Data provided:
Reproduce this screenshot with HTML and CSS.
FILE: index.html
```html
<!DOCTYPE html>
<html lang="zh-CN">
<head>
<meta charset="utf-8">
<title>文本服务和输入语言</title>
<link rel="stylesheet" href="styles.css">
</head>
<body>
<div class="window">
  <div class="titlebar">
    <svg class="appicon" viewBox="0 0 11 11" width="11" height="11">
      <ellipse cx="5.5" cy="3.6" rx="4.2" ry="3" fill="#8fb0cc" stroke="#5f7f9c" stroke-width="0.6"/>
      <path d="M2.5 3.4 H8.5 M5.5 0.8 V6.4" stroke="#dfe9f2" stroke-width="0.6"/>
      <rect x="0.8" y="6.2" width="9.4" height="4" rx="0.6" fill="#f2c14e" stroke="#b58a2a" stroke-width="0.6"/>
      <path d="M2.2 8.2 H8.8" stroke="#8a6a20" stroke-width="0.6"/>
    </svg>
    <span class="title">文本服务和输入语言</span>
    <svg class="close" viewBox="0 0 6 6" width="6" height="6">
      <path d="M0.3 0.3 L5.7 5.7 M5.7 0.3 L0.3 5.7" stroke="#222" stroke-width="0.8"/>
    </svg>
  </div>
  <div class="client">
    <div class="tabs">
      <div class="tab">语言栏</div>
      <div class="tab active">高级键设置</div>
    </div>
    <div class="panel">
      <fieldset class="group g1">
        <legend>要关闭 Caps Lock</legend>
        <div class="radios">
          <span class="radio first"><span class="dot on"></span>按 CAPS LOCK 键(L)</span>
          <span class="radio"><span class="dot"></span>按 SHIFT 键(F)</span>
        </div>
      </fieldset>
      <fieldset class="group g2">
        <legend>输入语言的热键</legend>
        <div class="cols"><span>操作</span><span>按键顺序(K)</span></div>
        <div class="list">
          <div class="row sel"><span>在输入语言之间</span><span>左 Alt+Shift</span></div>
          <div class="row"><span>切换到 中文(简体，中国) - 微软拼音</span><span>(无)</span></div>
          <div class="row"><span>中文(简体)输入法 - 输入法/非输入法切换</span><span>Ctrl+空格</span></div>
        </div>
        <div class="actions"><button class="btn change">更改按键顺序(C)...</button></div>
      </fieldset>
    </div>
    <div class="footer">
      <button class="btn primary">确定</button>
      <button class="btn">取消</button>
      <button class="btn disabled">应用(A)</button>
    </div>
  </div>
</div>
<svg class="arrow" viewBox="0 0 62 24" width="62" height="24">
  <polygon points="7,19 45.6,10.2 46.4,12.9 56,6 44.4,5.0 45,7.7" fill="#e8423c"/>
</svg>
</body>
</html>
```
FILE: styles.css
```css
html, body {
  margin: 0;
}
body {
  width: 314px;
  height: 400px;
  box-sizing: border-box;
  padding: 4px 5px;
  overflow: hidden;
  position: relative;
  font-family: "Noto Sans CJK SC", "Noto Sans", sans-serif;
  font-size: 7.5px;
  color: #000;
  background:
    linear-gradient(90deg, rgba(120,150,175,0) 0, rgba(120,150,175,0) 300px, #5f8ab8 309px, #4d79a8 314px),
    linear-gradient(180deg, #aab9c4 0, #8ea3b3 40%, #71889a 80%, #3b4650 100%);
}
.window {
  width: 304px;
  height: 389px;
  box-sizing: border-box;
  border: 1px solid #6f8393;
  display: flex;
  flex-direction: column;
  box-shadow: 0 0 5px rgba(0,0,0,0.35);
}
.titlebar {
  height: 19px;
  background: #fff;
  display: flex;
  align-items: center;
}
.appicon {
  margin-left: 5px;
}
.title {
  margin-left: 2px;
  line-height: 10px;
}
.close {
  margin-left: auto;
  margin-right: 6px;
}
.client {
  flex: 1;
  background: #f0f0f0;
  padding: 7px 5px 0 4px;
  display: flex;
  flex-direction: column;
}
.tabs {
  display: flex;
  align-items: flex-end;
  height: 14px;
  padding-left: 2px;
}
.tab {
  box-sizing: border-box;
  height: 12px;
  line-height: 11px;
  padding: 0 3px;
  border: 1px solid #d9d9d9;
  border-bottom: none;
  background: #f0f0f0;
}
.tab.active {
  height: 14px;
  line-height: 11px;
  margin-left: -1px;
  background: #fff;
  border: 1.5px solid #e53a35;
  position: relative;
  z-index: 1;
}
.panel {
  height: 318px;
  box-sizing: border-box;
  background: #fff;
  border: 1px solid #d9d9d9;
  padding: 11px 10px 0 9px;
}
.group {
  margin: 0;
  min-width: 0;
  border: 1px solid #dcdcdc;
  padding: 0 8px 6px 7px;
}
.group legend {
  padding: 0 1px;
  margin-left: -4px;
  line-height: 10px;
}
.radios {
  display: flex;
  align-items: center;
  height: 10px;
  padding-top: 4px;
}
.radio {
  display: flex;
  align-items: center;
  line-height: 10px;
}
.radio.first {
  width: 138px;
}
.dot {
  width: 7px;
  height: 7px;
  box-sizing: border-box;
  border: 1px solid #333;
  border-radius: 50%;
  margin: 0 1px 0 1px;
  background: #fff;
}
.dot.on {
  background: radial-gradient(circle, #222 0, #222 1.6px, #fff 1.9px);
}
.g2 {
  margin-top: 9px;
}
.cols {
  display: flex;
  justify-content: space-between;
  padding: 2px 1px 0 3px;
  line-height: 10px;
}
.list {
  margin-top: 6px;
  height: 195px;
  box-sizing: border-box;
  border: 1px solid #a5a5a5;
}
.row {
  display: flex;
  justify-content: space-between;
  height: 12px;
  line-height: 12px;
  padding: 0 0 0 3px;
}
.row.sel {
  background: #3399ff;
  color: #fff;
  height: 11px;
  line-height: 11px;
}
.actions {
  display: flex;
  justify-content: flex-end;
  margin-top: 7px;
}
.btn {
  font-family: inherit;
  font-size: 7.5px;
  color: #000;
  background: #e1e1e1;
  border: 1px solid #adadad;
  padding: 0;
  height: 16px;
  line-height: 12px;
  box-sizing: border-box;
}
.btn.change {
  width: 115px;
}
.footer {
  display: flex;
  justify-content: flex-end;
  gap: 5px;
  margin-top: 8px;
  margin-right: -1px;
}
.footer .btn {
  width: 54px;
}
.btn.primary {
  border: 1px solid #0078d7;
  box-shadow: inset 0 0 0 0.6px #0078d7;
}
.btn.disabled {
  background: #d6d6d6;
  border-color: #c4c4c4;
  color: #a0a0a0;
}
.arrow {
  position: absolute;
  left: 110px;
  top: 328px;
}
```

Task directions:
Using the listing above, reproduce each line without omission.

Problem solution:
Reproduce this screenshot with HTML and CSS.
FILE: index.html
```html
<!DOCTYPE html>
<html lang="zh-CN">
<head>
<meta charset="utf-8">
<title>文本服务和输入语言</title>
<link rel="stylesheet" href="styles.css">
</head>
<body>
<div class="window">
  <div class="titlebar">
    <svg class="appicon" viewBox="0 0 11 11" width="11" height="11">
      <ellipse cx="5.5" cy="3.6" rx="4.2" ry="3" fill="#8fb0cc" stroke="#5f7f9c" stroke-width="0.6"/>
      <path d="M2.5 3.4 H8.5 M5.5 0.8 V6.4" stroke="#dfe9f2" stroke-width="0.6"/>
      <rect x="0.8" y="6.2" width="9.4" height="4" rx="0.6" fill="#f2c14e" stroke="#b58a2a" stroke-width="0.6"/>
      <path d="M2.2 8.2 H8.8" stroke="#8a6a20" stroke-width="0.6"/>
    </svg>
    <span class="title">文本服务和输入语言</span>
    <svg class="close" viewBox="0 0 6 6" width="6" height="6">
      <path d="M0.3 0.3 L5.7 5.7 M5.7 0.3 L0.3 5.7" stroke="#222" stroke-width="0.8"/>
    </svg>
  </div>
  <div class="client">
    <div class="tabs">
      <div class="tab">语言栏</div>
      <div class="tab active">高级键设置</div>
    </div>
    <div class="panel">
      <fieldset class="group g1">
        <legend>要关闭 Caps Lock</legend>
        <div class="radios">
          <span class="radio first"><span class="dot on"></span>按 CAPS LOCK 键(L)</span>
          <span class="radio"><span class="dot"></span>按 SHIFT 键(F)</span>
        </div>
      </fieldset>
      <fieldset class="group g2">
        <legend>输入语言的热键</legend>
        <div class="cols"><span>操作</span><span>按键顺序(K)</span></div>
        <div class="list">
          <div class="row sel"><span>在输入语言之间</span><span>左 Alt+Shift</span></div>
          <div class="row"><span>切换到 中文(简体，中国) - 微软拼音</span><span>(无)</span></div>
          <div class="row"><span>中文(简体)输入法 - 输入法/非输入法切换</span><span>Ctrl+空格</span></div>
        </div>
        <div class="actions"><button class="btn change">更改按键顺序(C)...</button></div>
      </fieldset>
    </div>
    <div class="footer">
      <button class="btn primary">确定</button>
      <button class="btn">取消</button>
      <button class="btn disabled">应用(A)</button>
    </div>
  </div>
</div>
<svg class="arrow" viewBox="0 0 62 24" width="62" height="24">
  <polygon points="7,19 45.6,10.2 46.4,12.9 56,6 44.4,5.0 45,7.7" fill="#e8423c"/>
</svg>
</body>
</html>
```
FILE: styles.css
```css
html, body {
  margin: 0;
}
body {
  width: 314px;
  height: 400px;
  box-sizing: border-box;
  padding: 4px 5px;
  overflow: hidden;
  position: relative;
  font-family: "Noto Sans CJK SC", "Noto Sans", sans-serif;
  font-size: 7.5px;
  color: #000;
  background:
    linear-gradient(90deg, rgba(120,150,175,0) 0, rgba(120,150,175,0) 300px, #5f8ab8 309px, #4d79a8 314px),
    linear-gradient(180deg, #aab9c4 0, #8ea3b3 40%, #71889a 80%, #3b4650 100%);
}
.window {
  width: 304px;
  height: 389px;
  box-sizing: border-box;
  border: 1px solid #6f8393;
  display: flex;
  flex-direction: column;
  box-shadow: 0 0 5px rgba(0,0,0,0.35);
}
.titlebar {
  height: 19px;
  background: #fff;
  display: flex;
  align-items: center;
}
.appicon {
  margin-left: 5px;
}
.title {
  margin-left: 2px;
  line-height: 10px;
}
.close {
  margin-left: auto;
  margin-right: 6px;
}
.client {
  flex: 1;
  background: #f0f0f0;
  padding: 7px 5px 0 4px;
  display: flex;
  flex-direction: column;
}
.tabs {
  display: flex;
  align-items: flex-end;
  height: 14px;
  padding-left: 2px;
}
.tab {
  box-sizing: border-box;
  height: 12px;
  line-height: 11px;
  padding: 0 3px;
  border: 1px solid #d9d9d9;
  border-bottom: none;
  background: #f0f0f0;
}
.tab.active {
  height: 14px;
  line-height: 11px;
  margin-left: -1px;
  background: #fff;
  border: 1.5px solid #e53a35;
  position: relative;
  z-index: 1;
}
.panel {
  height: 318px;
  box-sizing: border-box;
  background: #fff;
  border: 1px solid #d9d9d9;
  padding: 11px 10px 0 9px;
}
.group {
  margin: 0;
  min-width: 0;
  border: 1px solid #dcdcdc;
  padding: 0 8px 6px 7px;
}
.group legend {
  padding: 0 1px;
  margin-left: -4px;
  line-height: 10px;
}
.radios {
  display: flex;
  align-items: center;
  height: 10px;
  padding-top: 4px;
}
.radio {
  display: flex;
  align-items: center;
  line-height: 10px;
}
.radio.first {
  width: 138px;
}
.dot {
  width: 7px;
  height: 7px;
  box-sizing: border-box;
  border: 1px solid #333;
  border-radius: 50%;
  margin: 0 1px 0 1px;
  background: #fff;
}
.dot.on {
  background: radial-gradient(circle, #222 0, #222 1.6px, #fff 1.9px);
}
.g2 {
  margin-top: 9px;
}
.cols {
  display: flex;
  justify-content: space-between;
  padding: 2px 1px 0 3px;
  line-height: 10px;
}
.list {
  margin-top: 6px;
  height: 195px;
  box-sizing: border-box;
  border: 1px solid #a5a5a5;
}
.row {
  display: flex;
  justify-content: space-between;
  height: 12px;
  line-height: 12px;
  padding: 0 0 0 3px;
}
.row.sel {
  background: #3399ff;
  color: #fff;
  height: 11px;
  line-height: 11px;
}
.actions {
  display: flex;
  justify-content: flex-end;
  margin-top: 7px;
}
.btn {
  font-family: inherit;
  font-size: 7.5px;
  color: #000;
  background: #e1e1e1;
  border: 1px solid #adadad;
  padding: 0;
  height: 16px;
  line-height: 12px;
  box-sizing: border-box;
}
.btn.change {
  width: 115px;
}
.footer {
  display: flex;
  justify-content: flex-end;
  gap: 5px;
  margin-top: 8px;
  margin-right: -1px;
}
.footer .btn {
  width: 54px;
}
.btn.primary {
  border: 1px solid #0078d7;
  box-shadow: inset 0 0 0 0.6px #0078d7;
}
.btn.disabled {
  background: #d6d6d6;
  border-color: #c4c4c4;
  color: #a0a0a0;
}
.arrow {
  position: absolute;
  left: 110px;
  top: 328px;
}
```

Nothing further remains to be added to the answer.